Set task → Can you copy out the data exactly? Leave the images out.

Given information →

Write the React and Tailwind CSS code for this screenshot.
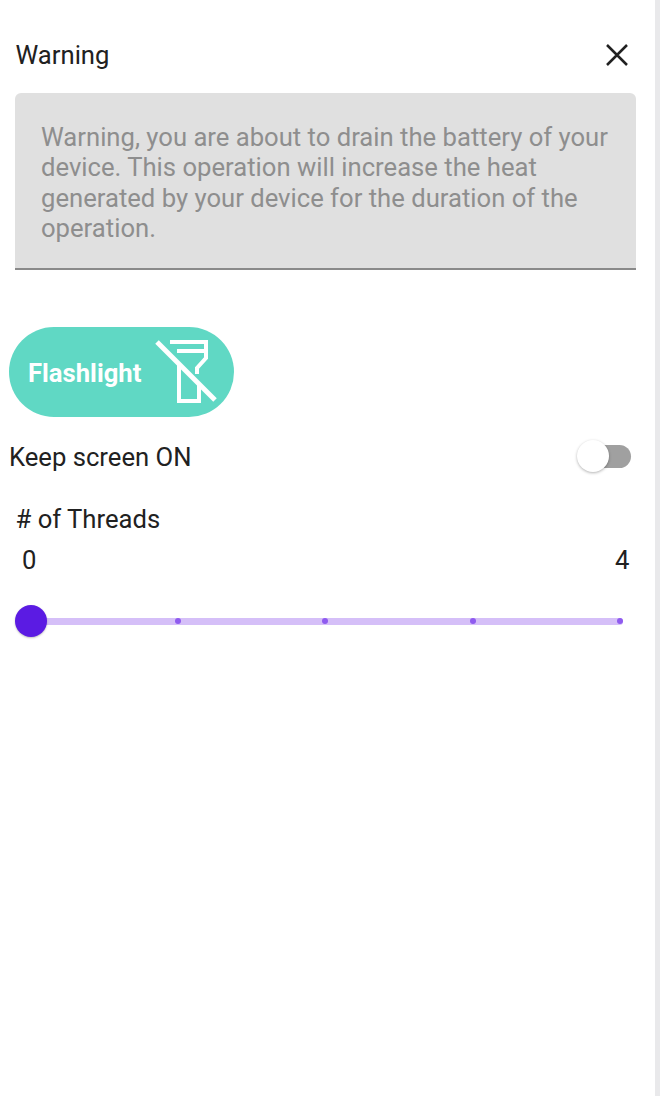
const font = { fontFamily: "Roboto, sans-serif" };

function FlashlightOff() {
  return (
    <svg width="66" height="66" viewBox="0 0 66 66" fill="none" stroke="white" strokeWidth="4" className="shrink-0">
      <path d="M17 3 H53 V19 L44 29 V35" />
      <path d="M24 12 H52" />
      <path d="M26 26 V62 H46 V45" />
      <path d="M4 3 L62 61" strokeWidth="5" />
    </svg>
  );
}

function Mark() {
  return <span className="w-[6px] h-[6px] rounded-full bg-[#8f5bef]" />;
}

export default function App() {
  return (
    <div className="relative w-[660px] h-[1096px] bg-white overflow-hidden text-[#212121]" style={font}>
      <div className="absolute right-0 top-0 bottom-0 w-[5px] bg-[#e9e9eb]" />
      <div className="w-[655px] pt-[38px] flex flex-col">
        <div className="flex items-center justify-between pl-[15.500px] pr-[26px] h-[34px]">
          <span className="text-[25.650px] leading-[34px]">Warning</span>
          <svg width="24" height="24" viewBox="0 0 24 24" stroke="#212121" strokeWidth="2.500" fill="none">
            <path d="M2 2 L22 22 M22 2 L2 22" />
          </svg>
        </div>
        <div className="mt-[21px] ml-[15px] mr-[19px] h-[177px] rounded-t-[6px] bg-[#e0e0e0] border-b-2 border-[#8a8a8a] pt-[29px] pl-[26px] pr-[16px]">
          <p className="text-[25.650px] leading-[30.300px] text-[#8e8e8e] whitespace-nowrap">
            Warning, you are about to drain the battery of your<br />
            device. This operation will increase the heat<br />
            generated by your device for the duration of the<br />
            operation.
          </p>
        </div>
        <div className="mt-[57px] ml-[9px] w-[225px] h-[90px] rounded-full bg-[#60d8c4] flex items-center justify-between pl-[19px] pr-[15px]">
          <span className="text-white font-bold text-[25.650px] leading-[30px] mt-[2px]">Flashlight</span>
          <FlashlightOff />
        </div>
        <div className="mt-[19px] flex items-center justify-between pl-[9px] pr-[24px] h-[42px]">
          <span className="text-[25.650px]">Keep screen ON</span>
          <div className="relative w-[54px] h-[23px] flex items-center mt-[-2px]">
            <div className="ml-[16px] w-[38px] h-[23px] rounded-full bg-[#a0a0a0]" />
            <div className="absolute left-0 top-[-5px] w-[32px] h-[32px] rounded-full bg-white shadow-[0_1px_3px_rgba(0,0,0,0.3)]" />
          </div>
        </div>
        <div className="mt-[26px] pl-[15.500px] text-[25.650px] leading-[30px]">
          # of Threads
        </div>
        <div className="mt-[11px] flex justify-between pl-[22px] pr-[25.500px] text-[25.650px] leading-[30px]">
          <span>0</span>
          <span>4</span>
        </div>
        <div className="relative mt-[30px] ml-[15px] w-[608px] h-[32px] flex items-center">
          <div className="ml-[16px] flex-1 h-[7px] rounded-r-full bg-[#d5bff8] flex items-center justify-between pl-[144px]">
            <Mark />
            <Mark />
            <Mark />
            <Mark />
          </div>
          <div className="absolute left-0 top-0 w-[32px] h-[32px] rounded-full bg-[#5b1be3] shadow-[0_1px_2px_rgba(0,0,0,0.25)]" />
        </div>
      </div>
    </div>
  );
}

Answer to this exercise →
Write the React and Tailwind CSS code for this screenshot.
const font = { fontFamily: "Roboto, sans-serif" };

function FlashlightOff() {
  return (
    <svg width="66" height="66" viewBox="0 0 66 66" fill="none" stroke="white" strokeWidth="4" className="shrink-0">
      <path d="M17 3 H53 V19 L44 29 V35" />
      <path d="M24 12 H52" />
      <path d="M26 26 V62 H46 V45" />
      <path d="M4 3 L62 61" strokeWidth="5" />
    </svg>
  );
}

function Mark() {
  return <span className="w-[6px] h-[6px] rounded-full bg-[#8f5bef]" />;
}

export default function App() {
  return (
    <div className="relative w-[660px] h-[1096px] bg-white overflow-hidden text-[#212121]" style={font}>
      <div className="absolute right-0 top-0 bottom-0 w-[5px] bg-[#e9e9eb]" />
      <div className="w-[655px] pt-[38px] flex flex-col">
        <div className="flex items-center justify-between pl-[15.500px] pr-[26px] h-[34px]">
          <span className="text-[25.650px] leading-[34px]">Warning</span>
          <svg width="24" height="24" viewBox="0 0 24 24" stroke="#212121" strokeWidth="2.500" fill="none">
            <path d="M2 2 L22 22 M22 2 L2 22" />
          </svg>
        </div>
        <div className="mt-[21px] ml-[15px] mr-[19px] h-[177px] rounded-t-[6px] bg-[#e0e0e0] border-b-2 border-[#8a8a8a] pt-[29px] pl-[26px] pr-[16px]">
          <p className="text-[25.650px] leading-[30.300px] text-[#8e8e8e] whitespace-nowrap">
            Warning, you are about to drain the battery of your<br />
            device. This operation will increase the heat<br />
            generated by your device for the duration of the<br />
            operation.
          </p>
        </div>
        <div className="mt-[57px] ml-[9px] w-[225px] h-[90px] rounded-full bg-[#60d8c4] flex items-center justify-between pl-[19px] pr-[15px]">
          <span className="text-white font-bold text-[25.650px] leading-[30px] mt-[2px]">Flashlight</span>
          <FlashlightOff />
        </div>
        <div className="mt-[19px] flex items-center justify-between pl-[9px] pr-[24px] h-[42px]">
          <span className="text-[25.650px]">Keep screen ON</span>
          <div className="relative w-[54px] h-[23px] flex items-center mt-[-2px]">
            <div className="ml-[16px] w-[38px] h-[23px] rounded-full bg-[#a0a0a0]" />
            <div className="absolute left-0 top-[-5px] w-[32px] h-[32px] rounded-full bg-white shadow-[0_1px_3px_rgba(0,0,0,0.3)]" />
          </div>
        </div>
        <div className="mt-[26px] pl-[15.500px] text-[25.650px] leading-[30px]">
          # of Threads
        </div>
        <div className="mt-[11px] flex justify-between pl-[22px] pr-[25.500px] text-[25.650px] leading-[30px]">
          <span>0</span>
          <span>4</span>
        </div>
        <div className="relative mt-[30px] ml-[15px] w-[608px] h-[32px] flex items-center">
          <div className="ml-[16px] flex-1 h-[7px] rounded-r-full bg-[#d5bff8] flex items-center justify-between pl-[144px]">
            <Mark />
            <Mark />
            <Mark />
            <Mark />
          </div>
          <div className="absolute left-0 top-0 w-[32px] h-[32px] rounded-full bg-[#5b1be3] shadow-[0_1px_2px_rgba(0,0,0,0.25)]" />
        </div>
      </div>
    </div>
  );
}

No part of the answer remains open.